__What is expected__: Please transcribe the listing below in full and word for word, without its pictures.

>> Begin

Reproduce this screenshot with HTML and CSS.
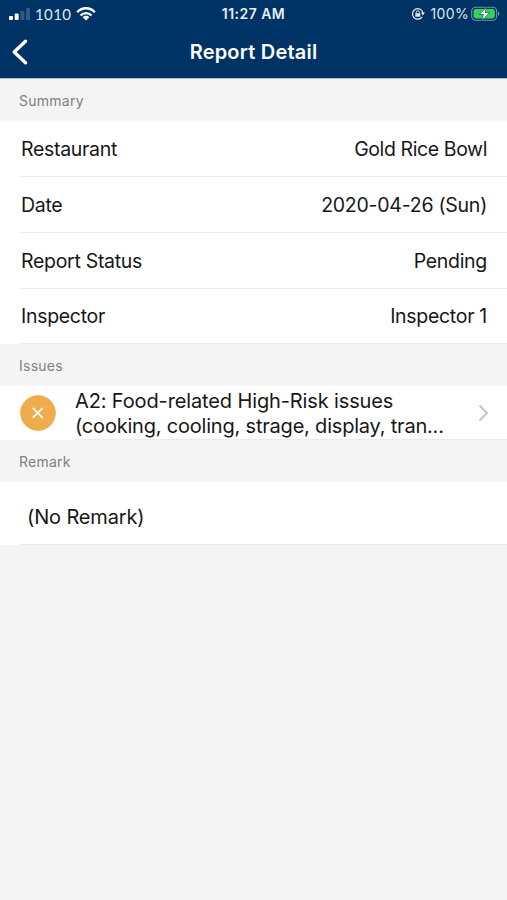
FILE: index.html
```html
<!DOCTYPE html>
<html lang="en">
<head>
<meta charset="utf-8">
<title>Report Detail</title>
<link rel="stylesheet" href="styles.css">
</head>
<body>
<header class="top">
  <div class="status">
    <div class="carrier">
      <svg class="signal" width="22" height="14" viewBox="0 0 22 14"><rect x="0" y="9" width="4" height="4" rx="1" fill="#fff"/><rect x="5.7" y="6.4" width="4" height="6.6" rx="1" fill="#fff"/><rect x="11.4" y="4" width="4" height="9" rx="1" fill="#305b82"/><rect x="17" y="1" width="4" height="12" rx="1" fill="#305b82"/></svg>
      <span class="carrier-name">1010</span>
      <svg class="wifi" width="20" height="14" viewBox="0 0 20 14" fill="none" stroke="#fff" stroke-width="2.3"><path d="M1.2 5.3C6-.1 14-.1 18.8 5.3M4.5 8.5c3-3.3 8-3.3 11 0"/><path d="M6.7 10.2c1.8-1.9 4.8-1.9 6.6 0L10 13.6z" fill="#fff" stroke="none"/></svg>
    </div>
    <time class="clock">11:27 AM</time>
    <div class="power">
      <svg class="lock" width="14" height="14" viewBox="0 0 14 14" fill="none" stroke="#dfe7ef" stroke-width="1.3"><path d="M11.1 10A5.3 5.3 0 1 1 12 6"/><path d="M9.8 5.6h4.2l-2.1 3z" fill="#dfe7ef" stroke="none"/><path d="M5.2 6.5V5.4a1.6 1.6 0 0 1 3.2 0v1.1" stroke-width="1"/><rect x="4.3" y="6.2" width="5" height="3.6" rx=".6" fill="#dfe7ef" stroke="none"/></svg>
      <span class="percent">100%</span>
      <svg class="battery" width="29" height="16" viewBox="0 0 29 16"><rect x=".7" y="1.2" width="25" height="13" rx="4" fill="none" stroke="#7890a9" stroke-width="1.1"/><rect x="2.5" y="3" width="21.4" height="9.4" rx="2.4" fill="#35d35b"/><path d="M27 5.6c1.8.6 1.8 3.6 0 4.2z" fill="#7890a9"/><path d="M15.6 1.2 8.2 8.5h4.3L10.8 14.6l7.9-7.9h-4.6z" fill="#fff" stroke="#176052" stroke-width=".8"/></svg>
    </div>
  </div>
  <nav class="nav">
    <svg class="back" width="18" height="28" viewBox="0 0 18 28" fill="none" stroke="#fff" stroke-width="3.4" stroke-linecap="round" stroke-linejoin="round"><path d="M14.5 3.2 3.2 14l11.3 10.8"/></svg>
    <h1 class="title">Report Detail</h1>
  </nav>
</header>
<main>
  <h2 class="section">Summary</h2>
  <dl class="rows">
    <div class="row"><dt>Restaurant</dt><dd class="name">Gold Rice Bowl</dd></div>
    <div class="row"><dt>Date</dt><dd class="date">2020-04-26 (Sun)</dd></div>
    <div class="row"><dt>Report Status</dt><dd>Pending</dd></div>
    <div class="row last"><dt>Inspector</dt><dd>Inspector 1</dd></div>
  </dl>
  <h2 class="section">Issues</h2>
  <div class="issue">
    <svg class="badge" width="36" height="36" viewBox="0 0 36 36"><circle cx="18" cy="18" r="17.8" fill="#efac4d"/><path d="m13.2 13.4 9 9m0-9-9 9" stroke="#fff" stroke-width="1.7" stroke-linecap="round"/></svg>
    <div class="issue-body">
      <p class="issue-text"><span class="line1">A2: Food-related High-Risk issues</span><br><span class="line2">(cooking, cooling, strage, display, tran...</span></p>
      <svg class="chevron" width="12" height="18" viewBox="0 0 12 18" fill="none" stroke="#c4c4c6" stroke-width="2"><path d="m1.5 1.5 7.5 7.5-7.5 7.5"/></svg>
    </div>
  </div>
  <h2 class="section">Remark</h2>
  <div class="note"><p>(No Remark)</p></div>
</main>
</body>
</html>
```
FILE: styles.css
```css
* { box-sizing: border-box; }
body { margin: 0; min-height: 900px; background: #f4f4f4; color: #171717; font-family: Inter, "Liberation Sans", sans-serif; }
h1, h2, p, dl, dt, dd { margin: 0; font-weight: 400; }
svg { display: block; flex: none; }
.top { height: 79px; background: #003365; border-bottom: 1px solid #a9bdcb; color: #fff; }
.status { display: grid; grid-template-columns: 1fr auto 1fr; align-items: center; height: 27px; padding: 0 7px 0 9px; }
.carrier, .power { display: flex; align-items: center; }
.carrier-name { margin-left: 4px; width: 37px; font: 15px/20px Lato, sans-serif; letter-spacing: .4px; color: #dfe7ef; }
.wifi { margin-left: 4px; }
.clock { margin-right: 2px; font-size: 14px; font-weight: 600; letter-spacing: .45px; color: #e7edf3; }
.power { justify-content: flex-end; }
.lock { margin-right: 5px; }
.percent { margin-right: 2px; font-size: 14px; letter-spacing: .35px; color: #dfe7ef; }
.nav { display: grid; grid-template-columns: 40px 1fr 40px; align-items: center; height: 50px; }
.back { margin-left: 11px; }
.title { text-align: center; font-size: 20px; line-height: 24px; font-weight: 600; letter-spacing: .2px; }
.section { height: 42px; padding-left: 19px; font-size: 14px; line-height: 43px; letter-spacing: .25px; color: #808080; }
.rows { background: #fff; padding-left: 20px; }
.row { display: flex; justify-content: space-between; height: 56px; padding: 0 20px 0 1px; border-bottom: 1px solid #ebebeb; font-size: 19.5px; line-height: 57px; letter-spacing: -.3px; }
.row.last { height: 55px; line-height: 55px; }
.name { letter-spacing: -.4px; }
.date { letter-spacing: -.25px; }
.issue { display: flex; height: 54px; padding-left: 20px; background: #fff; }
.badge { margin-top: 9px; }
.issue-body { display: flex; flex: 1; align-items: center; justify-content: space-between; margin-left: 19px; padding-right: 17px; border-bottom: 1px solid #ebebeb; }
.issue-text { padding-top: 2px; font-size: 20px; line-height: 25px; white-space: nowrap; }
.line1 { letter-spacing: -.13px; }
.line2 { letter-spacing: -.2px; }
.note { height: 63px; padding-left: 20px; background: #fff; }
.note p { height: 63px; padding-left: 7px; border-bottom: 1px solid #ebebeb; font-size: 20px; line-height: 70px; letter-spacing: -.15px; }
```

>> End

__Completed exercise__:
Reproduce this screenshot with HTML and CSS.
FILE: index.html
```html
<!DOCTYPE html>
<html lang="en">
<head>
<meta charset="utf-8">
<title>Report Detail</title>
<link rel="stylesheet" href="styles.css">
</head>
<body>
<header class="top">
  <div class="status">
    <div class="carrier">
      <svg class="signal" width="22" height="14" viewBox="0 0 22 14"><rect x="0" y="9" width="4" height="4" rx="1" fill="#fff"/><rect x="5.7" y="6.4" width="4" height="6.6" rx="1" fill="#fff"/><rect x="11.4" y="4" width="4" height="9" rx="1" fill="#305b82"/><rect x="17" y="1" width="4" height="12" rx="1" fill="#305b82"/></svg>
      <span class="carrier-name">1010</span>
      <svg class="wifi" width="20" height="14" viewBox="0 0 20 14" fill="none" stroke="#fff" stroke-width="2.3"><path d="M1.2 5.3C6-.1 14-.1 18.8 5.3M4.5 8.5c3-3.3 8-3.3 11 0"/><path d="M6.7 10.2c1.8-1.9 4.8-1.9 6.6 0L10 13.6z" fill="#fff" stroke="none"/></svg>
    </div>
    <time class="clock">11:27 AM</time>
    <div class="power">
      <svg class="lock" width="14" height="14" viewBox="0 0 14 14" fill="none" stroke="#dfe7ef" stroke-width="1.3"><path d="M11.1 10A5.3 5.3 0 1 1 12 6"/><path d="M9.8 5.6h4.2l-2.1 3z" fill="#dfe7ef" stroke="none"/><path d="M5.2 6.5V5.4a1.6 1.6 0 0 1 3.2 0v1.1" stroke-width="1"/><rect x="4.3" y="6.2" width="5" height="3.6" rx=".6" fill="#dfe7ef" stroke="none"/></svg>
      <span class="percent">100%</span>
      <svg class="battery" width="29" height="16" viewBox="0 0 29 16"><rect x=".7" y="1.2" width="25" height="13" rx="4" fill="none" stroke="#7890a9" stroke-width="1.1"/><rect x="2.5" y="3" width="21.4" height="9.4" rx="2.4" fill="#35d35b"/><path d="M27 5.6c1.8.6 1.8 3.6 0 4.2z" fill="#7890a9"/><path d="M15.6 1.2 8.2 8.5h4.3L10.8 14.6l7.9-7.9h-4.6z" fill="#fff" stroke="#176052" stroke-width=".8"/></svg>
    </div>
  </div>
  <nav class="nav">
    <svg class="back" width="18" height="28" viewBox="0 0 18 28" fill="none" stroke="#fff" stroke-width="3.4" stroke-linecap="round" stroke-linejoin="round"><path d="M14.5 3.2 3.2 14l11.3 10.8"/></svg>
    <h1 class="title">Report Detail</h1>
  </nav>
</header>
<main>
  <h2 class="section">Summary</h2>
  <dl class="rows">
    <div class="row"><dt>Restaurant</dt><dd class="name">Gold Rice Bowl</dd></div>
    <div class="row"><dt>Date</dt><dd class="date">2020-04-26 (Sun)</dd></div>
    <div class="row"><dt>Report Status</dt><dd>Pending</dd></div>
    <div class="row last"><dt>Inspector</dt><dd>Inspector 1</dd></div>
  </dl>
  <h2 class="section">Issues</h2>
  <div class="issue">
    <svg class="badge" width="36" height="36" viewBox="0 0 36 36"><circle cx="18" cy="18" r="17.8" fill="#efac4d"/><path d="m13.2 13.4 9 9m0-9-9 9" stroke="#fff" stroke-width="1.7" stroke-linecap="round"/></svg>
    <div class="issue-body">
      <p class="issue-text"><span class="line1">A2: Food-related High-Risk issues</span><br><span class="line2">(cooking, cooling, strage, display, tran...</span></p>
      <svg class="chevron" width="12" height="18" viewBox="0 0 12 18" fill="none" stroke="#c4c4c6" stroke-width="2"><path d="m1.5 1.5 7.5 7.5-7.5 7.5"/></svg>
    </div>
  </div>
  <h2 class="section">Remark</h2>
  <div class="note"><p>(No Remark)</p></div>
</main>
</body>
</html>
```
FILE: styles.css
```css
* { box-sizing: border-box; }
body { margin: 0; min-height: 900px; background: #f4f4f4; color: #171717; font-family: Inter, "Liberation Sans", sans-serif; }
h1, h2, p, dl, dt, dd { margin: 0; font-weight: 400; }
svg { display: block; flex: none; }
.top { height: 79px; background: #003365; border-bottom: 1px solid #a9bdcb; color: #fff; }
.status { display: grid; grid-template-columns: 1fr auto 1fr; align-items: center; height: 27px; padding: 0 7px 0 9px; }
.carrier, .power { display: flex; align-items: center; }
.carrier-name { margin-left: 4px; width: 37px; font: 15px/20px Lato, sans-serif; letter-spacing: .4px; color: #dfe7ef; }
.wifi { margin-left: 4px; }
.clock { margin-right: 2px; font-size: 14px; font-weight: 600; letter-spacing: .45px; color: #e7edf3; }
.power { justify-content: flex-end; }
.lock { margin-right: 5px; }
.percent { margin-right: 2px; font-size: 14px; letter-spacing: .35px; color: #dfe7ef; }
.nav { display: grid; grid-template-columns: 40px 1fr 40px; align-items: center; height: 50px; }
.back { margin-left: 11px; }
.title { text-align: center; font-size: 20px; line-height: 24px; font-weight: 600; letter-spacing: .2px; }
.section { height: 42px; padding-left: 19px; font-size: 14px; line-height: 43px; letter-spacing: .25px; color: #808080; }
.rows { background: #fff; padding-left: 20px; }
.row { display: flex; justify-content: space-between; height: 56px; padding: 0 20px 0 1px; border-bottom: 1px solid #ebebeb; font-size: 19.5px; line-height: 57px; letter-spacing: -.3px; }
.row.last { height: 55px; line-height: 55px; }
.name { letter-spacing: -.4px; }
.date { letter-spacing: -.25px; }
.issue { display: flex; height: 54px; padding-left: 20px; background: #fff; }
.badge { margin-top: 9px; }
.issue-body { display: flex; flex: 1; align-items: center; justify-content: space-between; margin-left: 19px; padding-right: 17px; border-bottom: 1px solid #ebebeb; }
.issue-text { padding-top: 2px; font-size: 20px; line-height: 25px; white-space: nowrap; }
.line1 { letter-spacing: -.13px; }
.line2 { letter-spacing: -.2px; }
.note { height: 63px; padding-left: 20px; background: #fff; }
.note p { height: 63px; padding-left: 7px; border-bottom: 1px solid #ebebeb; font-size: 20px; line-height: 70px; letter-spacing: -.15px; }
```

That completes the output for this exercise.